What happened to our childhood beliefs, our imagination?
“Children are beautiful because they possess something that we have all lost – the quality of innocence,” says our storyteller. “The gap between innocence and experience is endlessly explored. Haven’t some of you felt in exile ever since childhood – not as a result of some traumatic experience, but the simple, slow dimmer switch of time passing and imagination coarsening?”
Do you remember the days, as a child, when you looked forward to Santa Claus, the tooth fairy and the Easter bunny? Then along came the elf on a shelf and it became another magical belief. But then one day you are all grown up and those fantasy beliefs are gone. What if you could have them return to you by making a wish? Which one would you choose and why?”
This now leads in to today's Christmas message. It’s really sad that when we are children we have imaginary friends, believe in mythical holiday characters and enjoy make believe play time. I wrote 2 stories about this and I'd like to share it with all of you.
A story about childhood imagination and make believe - in this story i examined the idea of getting our childhood imagination back
There were many interesting articles that I found but the best one for me was when I found an article about imaginary friends.
Adults who had imaginary friends, meanwhile, report that they are more creative and imaginative than those who did not. We also know that they are better at describing a scene that they have constructed in their imagination. This could be because they were more imaginative to start with and/or that playing with an imaginary friend in childhood helped boost such capabilities.
… adult authors can be seen as prolific creators of imaginary friends in the form of characters. That’s because their characters have personalities and minds of their own, and authors often report their characters leading the writing rather than vice versa. Adults who had imaginary friends, meanwhile, report that they are more creative and imaginative than those who did not….
Read the story and I bet you can see me in there with Tiffi, my imaginary friend.
Elsa learns how to play again - it bothered me that I lost my childhood beliefs so I continued with this story.
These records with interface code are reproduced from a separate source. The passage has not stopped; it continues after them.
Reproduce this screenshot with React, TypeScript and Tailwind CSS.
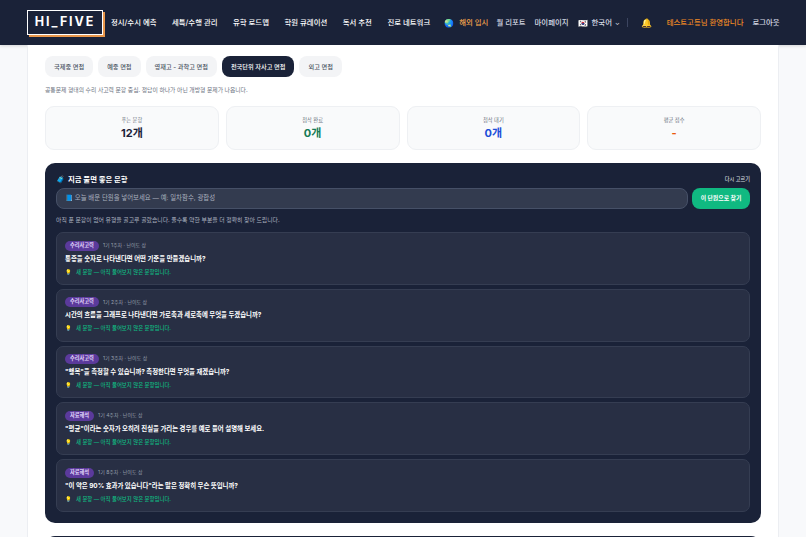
const font = { fontFamily: 'Inter, "Noto Sans CJK KR", "Noto Sans", sans-serif' };

const navItems = ['정시/수시 예측', '세특/수행 관리', '유학 로드맵', '학원 큐레이션', '독서 추천', '진로 네트워크'];
const tabs = ['국제중 면접', '예중 면접', '영재고 - 과학고 면접', '전국단위 자사고 면접', '외고 면접'];
const stats = [
  { label: '푸는 문항', value: '12개', color: 'text-[#1a2238]' },
  { label: '첨삭 완료', value: '0개', color: 'text-[#157a55]' },
  { label: '첨삭 대기', value: '0개', color: 'text-[#1d4ed8]' },
  { label: '평균 점수', value: '-', color: 'text-[#ea580c]' },
];
const questions = [
  { tag: '수리사고력', meta: '1기 1주차 · 난이도 상', text: '통증을 숫자로 나타낸다면 어떤 기준을 만들겠습니까?' },
  { tag: '수리사고력', meta: '1기 2주차 · 난이도 상', text: '시간의 흐름을 그래프로 나타낸다면 가로축과 세로축에 무엇을 두겠습니까?' },
  { tag: '수리사고력', meta: '1기 3주차 · 난이도 상', text: '"행복"을 측정할 수 있습니까? 측정한다면 무엇을 재겠습니까?' },
  { tag: '자료해석', meta: '1기 4주차 · 난이도 상', text: '"평균"이라는 숫자가 오히려 진실을 가리는 경우를 예로 들어 설명해 보세요.' },
  { tag: '자료해석', meta: '1기 8주차 · 난이도 상', text: '"이 약은 90% 효과가 있습니다"라는 말은 정확히 무슨 뜻입니까?' },
];

export default function App() {
  return (
    <div style={font} className="h-[537px] w-[806px] overflow-hidden bg-[#f8f9fb]">
      <header className="flex h-[45px] items-center bg-[#1a2238] pl-[27px] shadow-[0_1px_3px_rgba(0,0,0,0.15)]">
        <div className="flex h-[25px] w-[76px] shrink-0 items-center justify-center border border-white bg-[#1a2238] text-[12.5px] font-bold tracking-[1.9px] text-white shadow-[2px_2px_0_#e8964a]">
          HI_FIVE
        </div>
        <nav className="ml-[8px] flex items-center gap-[15.5px] text-[7.4px] font-medium text-white">
          {navItems.map((n) => (
            <span key={n} className="whitespace-nowrap">{n}</span>
          ))}
        </nav>
        <div className="ml-[14px] flex items-center text-[7.4px] font-medium whitespace-nowrap text-[#d7dbe4]">
          <span className="mr-[5px] text-[8px]">🌏</span>
          <span className="mr-[8px] text-[#f4a24c]">해외 입시</span>
          <span className="mr-[9px]">월 리포트</span>
          <span className="mr-[9px]">마이페이지</span>
          <span className="mr-[4px] text-[8px]">🇰🇷</span>
          <span>한국어</span>
          <span className="ml-[3px] text-[6px]">⌄</span>
          <span className="mr-[9px] ml-[7px] h-[9px] w-px bg-[#3c4560]" />
          <span className="mr-[15px] ml-[4px] text-[9px]">🔔</span>
          <span className="mr-[9px] text-[#f08a24]">테스트고등님 환영합니다</span>
          <span>로그아웃</span>
        </div>
      </header>

      <main className="mx-[27px] h-[492px] w-[752px] overflow-hidden border-x border-[#eceef2] bg-white px-[17px] pt-[11px]">
        <div className="flex gap-[5px]">
          {tabs.map((t, i) => (
            <button
              key={t}
              className={`flex h-[21px] items-center rounded-[8px] px-[9px] text-[6.2px] font-medium whitespace-nowrap ${
                i === 3 ? 'bg-[#1a2238] text-white' : 'bg-[#f3f4f6] text-[#4b5563]'
              }`}
            >
              {t}
            </button>
          ))}
        </div>
        <p className="mt-[8px] text-[5.8px] leading-[10px] text-[#6b7280]">
          공통문제 형태의 수리 사고력 문항 중심. 정답이 하나가 아닌 개방형 문제가 나옵니다.
        </p>

        <div className="mt-[11px] grid grid-cols-4 gap-[7px]">
          {stats.map((s) => (
            <div key={s.label} className="flex h-[44px] flex-col items-center justify-center rounded-[9px] border border-[#eef0f3] bg-[#f9fafb]">
              <span className="text-[5.25px] leading-[9px] text-[#6b7280]">{s.label}</span>
              <span className={`text-[11px] leading-[16px] font-bold ${s.color}`}>{s.value}</span>
            </div>
          ))}
        </div>

        <section className="mt-[13px] rounded-[10px] bg-[#1a2238] px-[11px] pt-[11px] pb-[11px] text-white">
          <div className="flex h-[11px] items-center justify-between">
            <span className="text-[7.4px] font-bold"><span className="mr-[3px]">🧳</span>지금 풀면 좋은 문항</span>
            <span className="text-[5.2px] font-medium text-[#d1d5db]">다시 고르기</span>
          </div>
          <div className="mt-[3px] flex gap-[4px]">
            <div className="flex h-[21px] flex-1 items-center rounded-[8px] border border-[#465067] bg-[#333b4f] px-[8px] text-[6.4px] text-[#a9b0be]">
              📘 오늘 배운 단원을 넣어보세요 — 예: 일차함수, 광합성
            </div>
            <button className="flex h-[21px] w-[58px] items-center justify-center rounded-[8px] bg-[#10b981] text-[5.9px] font-bold text-white">
              이 단원으로 찾기
            </button>
          </div>
          <p className="mt-[6px] text-[5.85px] leading-[10px] text-[#aeb4c0]">
            아직 푼 문항이 없어 유형을 골고루 골랐습니다. 풀수록 약한 부분을 더 정확히 찾아 드립니다.
          </p>
          <div className="mt-[7px] flex flex-col gap-[4px]">
            {questions.map((q) => (
              <div key={q.meta} className="h-[52.75px] rounded-[7px] border border-[#353d52] bg-[#282f44] px-[8px] pt-[7px]">
                <div className="flex h-[11px] items-center gap-[4px]">
                  <span className="flex h-[10px] items-center rounded-full bg-[#5b3a9b] px-[5px] text-[5.2px] font-bold text-[#e3d8fb]">{q.tag}</span>
                  <span className="text-[5px] text-[#9aa1b0]">{q.meta}</span>
                </div>
                <div className="mt-[1.5px] text-[6.4px] leading-[12px] font-bold text-white">{q.text}</div>
                <div className="mt-[2px] flex items-center text-[5.4px] leading-[10px] font-medium text-[#10b981]">
                  <span className="mr-[4px]">💡</span>새 문항 — 아직 풀어보지 않은 문항입니다.
                </div>
              </div>
            ))}
          </div>
        </section>
        <div className="mt-[13px] h-[20px] rounded-t-[10px] bg-[#1a2238]" />
      </main>
    </div>
  );
}
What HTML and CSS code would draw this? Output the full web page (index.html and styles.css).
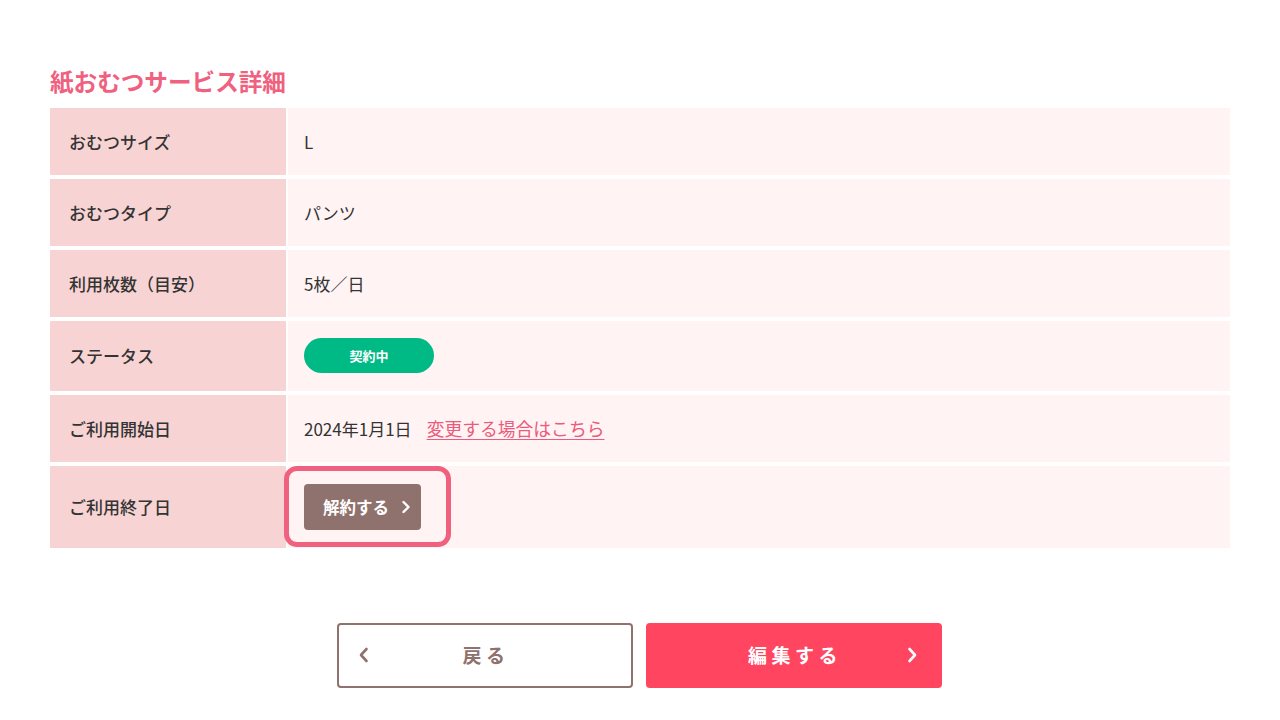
FILE: index.html
```html
<!DOCTYPE html>
<html lang="ja">
<head>
<meta charset="utf-8">
<title>紙おむつサービス詳細</title>
<link rel="stylesheet" href="styles.css">
</head>
<body>
<main class="page">
  <h1 class="title">紙おむつサービス詳細</h1>
  <div class="detail">
    <div class="label">おむつサイズ</div>
    <div class="value">L</div>

    <div class="label">おむつタイプ</div>
    <div class="value">パンツ</div>

    <div class="label">利用枚数（目安）</div>
    <div class="value">5枚／日</div>

    <div class="label">ステータス</div>
    <div class="value value-badge"><span class="badge">契約中</span></div>

    <div class="label">ご利用開始日</div>
    <div class="value">2024年1月1日<a class="link" href="#">変更する場合はこちら</a></div>

    <div class="label label-tall">ご利用終了日</div>
    <div class="value value-tall">
      <span class="cancel-wrap">
        <a class="cancel-btn" href="#">解約する
          <svg class="chev-sm" viewBox="0 0 10 14" width="10" height="14"><path d="M2.5 2 L7.5 7 L2.5 12" fill="none" stroke="#fff" stroke-width="2.4" stroke-linecap="round" stroke-linejoin="round"/></svg>
        </a>
        <span class="highlight"></span>
      </span>
    </div>
  </div>

  <div class="actions">
    <a class="btn btn-back" href="#">
      <svg class="chev chev-left" viewBox="0 0 12 16" width="12" height="16"><path d="M8.5 2 L3 8 L8.5 14" fill="none" stroke="#8f716d" stroke-width="2.6" stroke-linecap="round" stroke-linejoin="round"/></svg>
      <span class="btn-text">戻る</span>
    </a>
    <a class="btn btn-edit" href="#">
      <span class="btn-text">編集する</span>
      <svg class="chev chev-right" viewBox="0 0 12 16" width="12" height="16"><path d="M3.5 2 L9 8 L3.5 14" fill="none" stroke="#fff" stroke-width="2.6" stroke-linecap="round" stroke-linejoin="round"/></svg>
    </a>
  </div>
</main>
</body>
</html>
```

FILE: styles.css
```css
* { box-sizing: border-box; }

html, body {
  margin: 0;
  padding: 0;
  background: #ffffff;
}

body {
  font-family: "Noto Sans CJK JP", "Noto Sans", sans-serif;
  color: #333333;
}

.page {
  width: 1180px;
  margin: 0 auto;
  padding-top: 64px;
}

.title {
  margin: 0 0 10px 0;
  font-size: 23.6px;
  line-height: 34px;
  font-weight: 700;
  color: #f0607f;
}

.detail {
  display: grid;
  grid-template-columns: 236px 1fr;
  column-gap: 2px;
  row-gap: 4px;
}

.label,
.value {
  display: flex;
  align-items: center;
  min-height: 67px;
  font-size: 17px;
  padding-bottom: 1px;
}

.label {
  background: #f8d3d3;
  padding-left: 19px;
  padding-right: 19px;
  font-weight: 500;
  color: #333333;
}

.value {
  background: #fff3f3;
  padding-left: 16px;
  padding-right: 16px;
  color: #333333;
}

.value-badge,
.label:nth-child(7) {
  min-height: 70px;
}

.label-tall,
.value-tall {
  min-height: 82px;
}

.badge {
  display: inline-flex;
  align-items: center;
  justify-content: center;
  width: 130px;
  height: 35px;
  border-radius: 18px;
  background: #00ba85;
  color: #ffffff;
  font-size: 13px;
  font-weight: 700;
}

.link {
  margin-left: 15px;
  font-size: 17.8px;
  color: #ec5a7d;
  text-decoration: underline;
  text-underline-offset: 3px;
}

.cancel-wrap {
  position: relative;
  display: inline-flex;
}

.cancel-btn {
  display: inline-flex;
  align-items: center;
  gap: 12px;
  height: 46px;
  padding: 0 10px 0 19px;
  background: #8f716d;
  border-radius: 4px;
  color: #ffffff;
  font-size: 16.5px;
  font-weight: 700;
  text-decoration: none;
}

.highlight {
  position: absolute;
  left: -20px;
  top: -18px;
  width: 167px;
  height: 81px;
  border: 5px solid #f0607f;
  border-radius: 13px;
  pointer-events: none;
}

.actions {
  display: flex;
  justify-content: center;
  gap: 13px;
  margin-top: 75px;
  padding-right: 1px;
}

.btn {
  position: relative;
  display: flex;
  align-items: center;
  justify-content: center;
  width: 296px;
  height: 65px;
  border-radius: 4px;
  font-size: 19px;
  font-weight: 700;
  text-decoration: none;
  padding-bottom: 3px;
}

.btn-text {
  letter-spacing: 4.5px;
  padding-left: 2px;
}

.btn-back {
  border: 2px solid #8f716d;
  color: #8f716d;
  background: #ffffff;
}

.btn-edit {
  background: #ff4560;
  color: #ffffff;
}

.chev {
  position: absolute;
  top: 50%;
  margin-top: -9px;
}

.chev-left {
  left: 19px;
}

.chev-right {
  right: 24px;
}
```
Elsa and Tiffi bump into a bunch of characters who are very upset that children have lost their belief in all of them. Isn't it sad that we have such great imaginations as children but as we get older those beliefs disappear. Do you remember the day that you realized Santa wasn't real? How did it make you feel? In this story I realize the importance of adults taking the time to learn how to play again, how to be childlike. Being childish and being childlike are two different things. Some never outgrow the childish behavior but we all forget the childlike behavior and the importance of having fun. When was the last time that you did a childlike thing?
So today's questions for all of you, if you choose to respond, is:
Do you remember what age you stopped believing in all these characters and how did it make you feel.
If you could be childlike, what would you want to do?